**TASK PROMPT:** Copy each line of the entries beneath that contains the word "this".

**DATA PROVIDED:**
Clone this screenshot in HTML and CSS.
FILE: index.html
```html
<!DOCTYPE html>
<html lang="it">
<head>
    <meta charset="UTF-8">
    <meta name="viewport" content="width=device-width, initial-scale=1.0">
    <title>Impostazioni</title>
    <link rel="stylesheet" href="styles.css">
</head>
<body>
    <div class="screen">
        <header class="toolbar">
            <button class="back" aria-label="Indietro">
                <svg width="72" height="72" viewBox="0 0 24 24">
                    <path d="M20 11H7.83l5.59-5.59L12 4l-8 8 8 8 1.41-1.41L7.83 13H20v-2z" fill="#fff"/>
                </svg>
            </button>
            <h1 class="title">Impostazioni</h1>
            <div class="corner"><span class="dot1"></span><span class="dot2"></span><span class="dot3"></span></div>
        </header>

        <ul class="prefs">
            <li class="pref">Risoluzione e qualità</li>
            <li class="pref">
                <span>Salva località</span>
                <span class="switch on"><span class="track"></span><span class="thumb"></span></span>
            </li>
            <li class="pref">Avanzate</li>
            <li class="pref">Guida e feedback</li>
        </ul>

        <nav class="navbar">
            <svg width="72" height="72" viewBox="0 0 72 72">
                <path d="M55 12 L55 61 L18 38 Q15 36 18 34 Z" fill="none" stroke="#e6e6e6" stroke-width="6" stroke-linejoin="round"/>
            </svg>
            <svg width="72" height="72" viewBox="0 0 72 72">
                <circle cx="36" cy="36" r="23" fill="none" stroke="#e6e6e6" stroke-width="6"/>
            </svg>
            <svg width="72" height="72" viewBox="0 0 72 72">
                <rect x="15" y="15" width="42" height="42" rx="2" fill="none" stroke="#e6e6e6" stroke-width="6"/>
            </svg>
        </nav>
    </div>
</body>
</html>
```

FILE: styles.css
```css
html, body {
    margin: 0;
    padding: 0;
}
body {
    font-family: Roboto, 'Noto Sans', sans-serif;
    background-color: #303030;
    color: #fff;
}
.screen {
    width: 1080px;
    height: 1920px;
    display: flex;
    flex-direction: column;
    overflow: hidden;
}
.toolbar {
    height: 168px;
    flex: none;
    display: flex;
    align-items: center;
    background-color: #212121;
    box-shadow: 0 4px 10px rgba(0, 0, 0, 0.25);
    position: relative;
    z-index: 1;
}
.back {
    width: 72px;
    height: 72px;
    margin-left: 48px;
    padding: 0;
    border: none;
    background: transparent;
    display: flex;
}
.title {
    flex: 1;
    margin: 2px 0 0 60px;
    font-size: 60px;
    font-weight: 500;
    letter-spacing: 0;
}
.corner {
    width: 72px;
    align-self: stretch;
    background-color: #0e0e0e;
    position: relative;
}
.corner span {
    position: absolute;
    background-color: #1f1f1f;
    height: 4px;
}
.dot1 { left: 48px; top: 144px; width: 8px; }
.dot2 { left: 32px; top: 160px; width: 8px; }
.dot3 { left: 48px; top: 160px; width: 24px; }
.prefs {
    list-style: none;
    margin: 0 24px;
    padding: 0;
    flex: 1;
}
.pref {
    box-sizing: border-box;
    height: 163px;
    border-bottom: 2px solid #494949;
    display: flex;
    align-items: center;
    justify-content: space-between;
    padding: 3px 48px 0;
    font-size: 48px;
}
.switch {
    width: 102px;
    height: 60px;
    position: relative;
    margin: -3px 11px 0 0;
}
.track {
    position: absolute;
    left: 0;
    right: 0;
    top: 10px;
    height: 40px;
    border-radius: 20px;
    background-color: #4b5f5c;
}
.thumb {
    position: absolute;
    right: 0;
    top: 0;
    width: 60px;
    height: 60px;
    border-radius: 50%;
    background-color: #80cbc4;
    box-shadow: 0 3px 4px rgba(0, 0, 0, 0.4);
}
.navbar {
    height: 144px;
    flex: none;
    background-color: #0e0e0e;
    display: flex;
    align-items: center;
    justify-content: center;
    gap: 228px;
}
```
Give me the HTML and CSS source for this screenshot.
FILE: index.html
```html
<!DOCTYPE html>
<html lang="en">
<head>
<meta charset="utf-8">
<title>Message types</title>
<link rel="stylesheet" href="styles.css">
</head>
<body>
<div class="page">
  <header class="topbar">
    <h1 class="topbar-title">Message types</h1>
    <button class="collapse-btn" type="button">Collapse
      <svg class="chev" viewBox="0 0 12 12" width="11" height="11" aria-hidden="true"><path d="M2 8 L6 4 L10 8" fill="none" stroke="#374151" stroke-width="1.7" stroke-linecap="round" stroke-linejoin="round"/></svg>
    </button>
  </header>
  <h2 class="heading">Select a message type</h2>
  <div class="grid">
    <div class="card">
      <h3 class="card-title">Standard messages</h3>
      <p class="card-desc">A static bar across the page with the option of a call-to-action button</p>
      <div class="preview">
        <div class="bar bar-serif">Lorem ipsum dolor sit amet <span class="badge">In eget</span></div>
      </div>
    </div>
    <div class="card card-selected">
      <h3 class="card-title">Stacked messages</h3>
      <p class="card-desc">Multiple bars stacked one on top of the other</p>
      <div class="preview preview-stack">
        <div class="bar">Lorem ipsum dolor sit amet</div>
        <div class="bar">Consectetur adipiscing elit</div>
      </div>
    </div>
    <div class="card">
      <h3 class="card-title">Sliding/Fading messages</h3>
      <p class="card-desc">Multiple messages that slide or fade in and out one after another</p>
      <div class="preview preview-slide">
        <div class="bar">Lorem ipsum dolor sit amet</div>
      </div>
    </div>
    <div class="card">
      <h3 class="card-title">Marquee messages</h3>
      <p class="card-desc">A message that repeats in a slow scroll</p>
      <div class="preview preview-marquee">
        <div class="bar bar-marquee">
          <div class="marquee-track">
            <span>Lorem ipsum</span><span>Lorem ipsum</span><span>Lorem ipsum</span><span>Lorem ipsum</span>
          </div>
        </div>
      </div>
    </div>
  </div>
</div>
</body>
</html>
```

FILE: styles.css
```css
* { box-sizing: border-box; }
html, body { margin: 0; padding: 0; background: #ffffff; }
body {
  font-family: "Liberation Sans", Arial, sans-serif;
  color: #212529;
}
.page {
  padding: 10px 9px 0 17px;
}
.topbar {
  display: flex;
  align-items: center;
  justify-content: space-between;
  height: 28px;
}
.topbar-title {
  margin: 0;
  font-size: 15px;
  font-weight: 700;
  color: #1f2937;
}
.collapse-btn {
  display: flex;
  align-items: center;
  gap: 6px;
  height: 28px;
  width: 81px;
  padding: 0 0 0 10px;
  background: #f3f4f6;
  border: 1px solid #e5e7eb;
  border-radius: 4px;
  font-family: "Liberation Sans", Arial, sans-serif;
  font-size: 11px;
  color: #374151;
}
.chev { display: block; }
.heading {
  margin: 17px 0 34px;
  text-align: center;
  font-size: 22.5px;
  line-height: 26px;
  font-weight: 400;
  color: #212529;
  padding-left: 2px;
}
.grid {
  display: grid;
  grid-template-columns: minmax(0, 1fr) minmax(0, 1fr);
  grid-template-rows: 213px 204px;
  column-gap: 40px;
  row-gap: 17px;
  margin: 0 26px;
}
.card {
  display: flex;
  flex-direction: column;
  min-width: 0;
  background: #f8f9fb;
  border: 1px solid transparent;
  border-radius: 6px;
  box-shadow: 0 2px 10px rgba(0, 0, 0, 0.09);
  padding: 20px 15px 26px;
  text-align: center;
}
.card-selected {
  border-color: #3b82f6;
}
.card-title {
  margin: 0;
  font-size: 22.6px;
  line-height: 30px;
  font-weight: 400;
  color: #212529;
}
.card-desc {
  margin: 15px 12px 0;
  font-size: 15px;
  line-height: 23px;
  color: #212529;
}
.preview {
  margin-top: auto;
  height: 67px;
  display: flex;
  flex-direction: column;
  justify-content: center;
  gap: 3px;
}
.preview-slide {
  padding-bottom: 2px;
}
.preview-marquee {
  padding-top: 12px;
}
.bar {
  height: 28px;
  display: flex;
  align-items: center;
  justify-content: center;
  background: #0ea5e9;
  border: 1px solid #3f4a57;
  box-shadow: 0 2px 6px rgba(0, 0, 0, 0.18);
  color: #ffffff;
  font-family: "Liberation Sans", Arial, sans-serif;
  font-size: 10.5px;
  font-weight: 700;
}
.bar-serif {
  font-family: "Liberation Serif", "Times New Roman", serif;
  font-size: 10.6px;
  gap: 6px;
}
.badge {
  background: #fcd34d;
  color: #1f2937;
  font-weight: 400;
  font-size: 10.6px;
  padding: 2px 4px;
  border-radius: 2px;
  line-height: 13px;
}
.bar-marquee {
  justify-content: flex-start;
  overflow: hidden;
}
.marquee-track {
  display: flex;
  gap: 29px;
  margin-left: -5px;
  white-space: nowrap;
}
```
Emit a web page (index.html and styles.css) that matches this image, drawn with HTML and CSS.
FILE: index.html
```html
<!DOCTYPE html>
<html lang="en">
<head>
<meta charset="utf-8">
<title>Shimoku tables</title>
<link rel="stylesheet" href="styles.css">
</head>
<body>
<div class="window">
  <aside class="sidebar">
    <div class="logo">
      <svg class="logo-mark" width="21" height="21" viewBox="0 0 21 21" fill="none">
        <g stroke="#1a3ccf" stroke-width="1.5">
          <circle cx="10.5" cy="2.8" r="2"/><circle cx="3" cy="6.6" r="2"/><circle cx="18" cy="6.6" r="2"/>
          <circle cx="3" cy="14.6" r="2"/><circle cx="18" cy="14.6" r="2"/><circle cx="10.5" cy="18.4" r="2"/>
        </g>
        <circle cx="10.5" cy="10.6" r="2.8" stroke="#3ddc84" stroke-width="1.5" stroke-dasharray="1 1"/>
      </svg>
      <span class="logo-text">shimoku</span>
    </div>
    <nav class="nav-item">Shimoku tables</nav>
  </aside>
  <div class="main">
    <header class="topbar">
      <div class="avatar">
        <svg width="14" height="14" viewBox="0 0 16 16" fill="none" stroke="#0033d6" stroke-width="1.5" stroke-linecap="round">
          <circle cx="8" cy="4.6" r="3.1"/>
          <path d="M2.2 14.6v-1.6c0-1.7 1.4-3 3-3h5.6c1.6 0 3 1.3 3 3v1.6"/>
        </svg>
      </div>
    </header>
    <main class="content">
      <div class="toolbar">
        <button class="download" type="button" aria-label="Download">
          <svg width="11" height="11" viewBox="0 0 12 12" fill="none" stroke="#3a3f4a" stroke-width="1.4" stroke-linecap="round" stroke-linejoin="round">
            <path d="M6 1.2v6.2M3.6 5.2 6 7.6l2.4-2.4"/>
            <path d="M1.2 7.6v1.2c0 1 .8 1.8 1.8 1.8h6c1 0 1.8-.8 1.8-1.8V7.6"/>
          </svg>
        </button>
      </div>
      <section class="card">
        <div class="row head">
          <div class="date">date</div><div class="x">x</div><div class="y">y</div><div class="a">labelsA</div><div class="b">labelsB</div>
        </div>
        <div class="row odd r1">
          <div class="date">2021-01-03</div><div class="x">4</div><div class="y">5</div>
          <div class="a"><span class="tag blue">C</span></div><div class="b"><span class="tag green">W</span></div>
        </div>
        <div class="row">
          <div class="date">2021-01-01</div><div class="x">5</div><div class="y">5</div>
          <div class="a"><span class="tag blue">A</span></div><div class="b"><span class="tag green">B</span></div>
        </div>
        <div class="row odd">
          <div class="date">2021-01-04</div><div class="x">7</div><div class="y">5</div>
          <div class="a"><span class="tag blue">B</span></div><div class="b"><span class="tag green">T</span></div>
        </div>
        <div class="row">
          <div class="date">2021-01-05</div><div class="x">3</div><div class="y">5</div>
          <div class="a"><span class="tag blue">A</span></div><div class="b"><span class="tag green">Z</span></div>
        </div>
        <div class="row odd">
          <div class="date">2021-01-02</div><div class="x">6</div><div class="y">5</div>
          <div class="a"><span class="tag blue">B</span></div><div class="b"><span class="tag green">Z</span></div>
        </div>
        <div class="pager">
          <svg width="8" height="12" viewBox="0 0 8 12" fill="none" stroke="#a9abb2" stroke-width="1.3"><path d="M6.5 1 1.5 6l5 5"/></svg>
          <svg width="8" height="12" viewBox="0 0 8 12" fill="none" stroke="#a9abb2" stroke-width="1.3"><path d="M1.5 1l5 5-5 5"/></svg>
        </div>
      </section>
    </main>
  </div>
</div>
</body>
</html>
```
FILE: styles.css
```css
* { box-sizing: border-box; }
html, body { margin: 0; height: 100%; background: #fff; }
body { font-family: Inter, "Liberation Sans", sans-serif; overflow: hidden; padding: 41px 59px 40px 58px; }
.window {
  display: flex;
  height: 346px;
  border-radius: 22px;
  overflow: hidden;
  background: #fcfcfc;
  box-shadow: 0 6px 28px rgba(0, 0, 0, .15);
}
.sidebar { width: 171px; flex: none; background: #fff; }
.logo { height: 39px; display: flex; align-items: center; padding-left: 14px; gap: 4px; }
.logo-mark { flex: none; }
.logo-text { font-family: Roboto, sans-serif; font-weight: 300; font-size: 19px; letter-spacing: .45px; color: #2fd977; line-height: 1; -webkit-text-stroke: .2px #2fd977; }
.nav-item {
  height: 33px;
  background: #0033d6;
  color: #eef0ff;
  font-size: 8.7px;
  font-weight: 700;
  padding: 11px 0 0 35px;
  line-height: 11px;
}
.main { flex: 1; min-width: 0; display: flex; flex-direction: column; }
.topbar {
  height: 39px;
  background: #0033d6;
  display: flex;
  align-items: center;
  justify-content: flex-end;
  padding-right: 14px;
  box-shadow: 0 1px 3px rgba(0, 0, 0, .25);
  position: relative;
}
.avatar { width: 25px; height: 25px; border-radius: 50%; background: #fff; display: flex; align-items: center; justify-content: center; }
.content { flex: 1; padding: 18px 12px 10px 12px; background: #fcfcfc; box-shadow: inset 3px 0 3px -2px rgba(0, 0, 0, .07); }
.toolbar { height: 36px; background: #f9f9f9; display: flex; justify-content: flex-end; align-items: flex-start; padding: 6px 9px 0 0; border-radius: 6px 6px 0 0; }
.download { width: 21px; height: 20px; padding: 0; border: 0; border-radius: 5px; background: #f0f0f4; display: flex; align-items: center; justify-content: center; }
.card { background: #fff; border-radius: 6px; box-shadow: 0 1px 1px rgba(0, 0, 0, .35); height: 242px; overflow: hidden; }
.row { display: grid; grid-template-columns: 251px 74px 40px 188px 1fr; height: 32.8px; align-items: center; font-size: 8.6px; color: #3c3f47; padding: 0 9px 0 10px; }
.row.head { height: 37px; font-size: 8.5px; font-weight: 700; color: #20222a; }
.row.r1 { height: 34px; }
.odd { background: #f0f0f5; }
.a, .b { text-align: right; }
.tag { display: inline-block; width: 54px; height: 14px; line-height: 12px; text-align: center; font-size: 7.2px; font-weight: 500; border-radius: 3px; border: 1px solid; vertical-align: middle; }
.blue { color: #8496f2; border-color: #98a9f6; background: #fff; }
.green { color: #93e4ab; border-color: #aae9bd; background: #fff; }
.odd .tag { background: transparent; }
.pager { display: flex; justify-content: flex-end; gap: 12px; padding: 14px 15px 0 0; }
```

**REPLY TO THE EXERCISE:**
Clone this screenshot in HTML and CSS.
Give me the HTML and CSS source for this screenshot.
Emit a web page (index.html and styles.css) that matches this image, drawn with HTML and CSS.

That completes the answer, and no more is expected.